- Born: February 17, 1978 (age 47) San Francisco, California, United States
- Education: American University (BA) Harvard University (MPP)
- Spouse: Cecilia Hyun-Jung Mo

= Yiaway Yeh =

American politician

Yiaway Yeh (Chinese: 葉亞威; Yè Yàwēi) is former city councilmember and mayor of Palo Alto, California. He was elected to office in 2007 and was elected to mayor by the city council of Palo Alto on January 3, 2012. Yeh is the second youngest mayor in Palo Alto history and the first Taiwanese American to hold the office. He was born in San Francisco, and attended JLS Middle School and Gunn High School in Palo Alto.

Yeh received his undergraduate degree in Political Science from the American University School of Public Affairs and his graduate degree in Master of Public Policy from Harvard Kennedy School of Government.

Yeh volunteered for the Peace Corps in Burkino Faso developing local NGO's.

Before being elected Yeh was working for the City of Oakland as an auditor.

Yiaway Yeh moved to Nashville, Tennessee following his wife joining the faculty of the Department of Political Science at Vanderbilt University.
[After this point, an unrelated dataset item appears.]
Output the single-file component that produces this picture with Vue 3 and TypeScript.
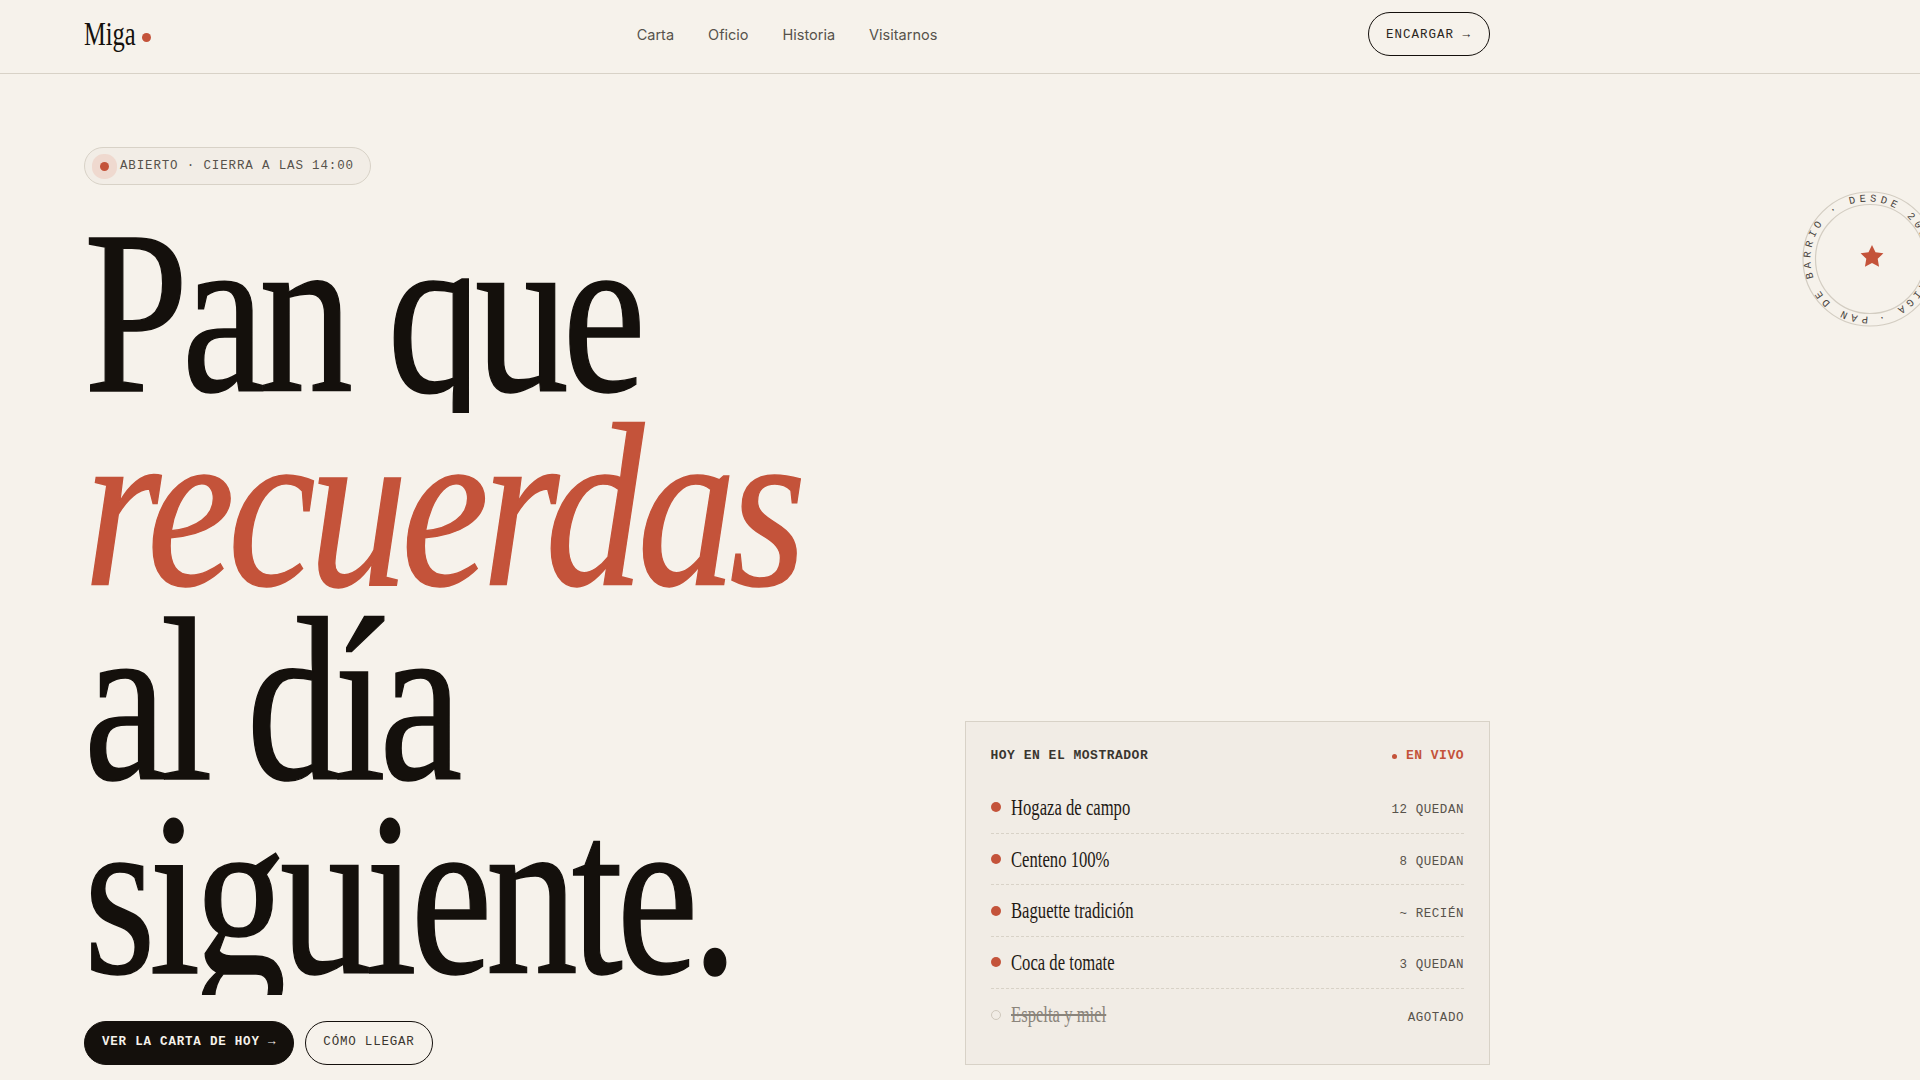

Yiaway Yeh was appointed by Mayor Karl Dean of Nashville to head up the new Mayor's Office of Innovation announced on April 26, 2013. He later took a job with Google and returned to the San Francisco Bay area.

Yeh's parents are both first generation immigrants from Taiwan that came to the U.S. for graduate school.

Of Hakka descent, Yeh's grandfather was born in Mei County, Guangdong, China in 1909 and moved to Taiwan in 1949 following the Chinese Civil War.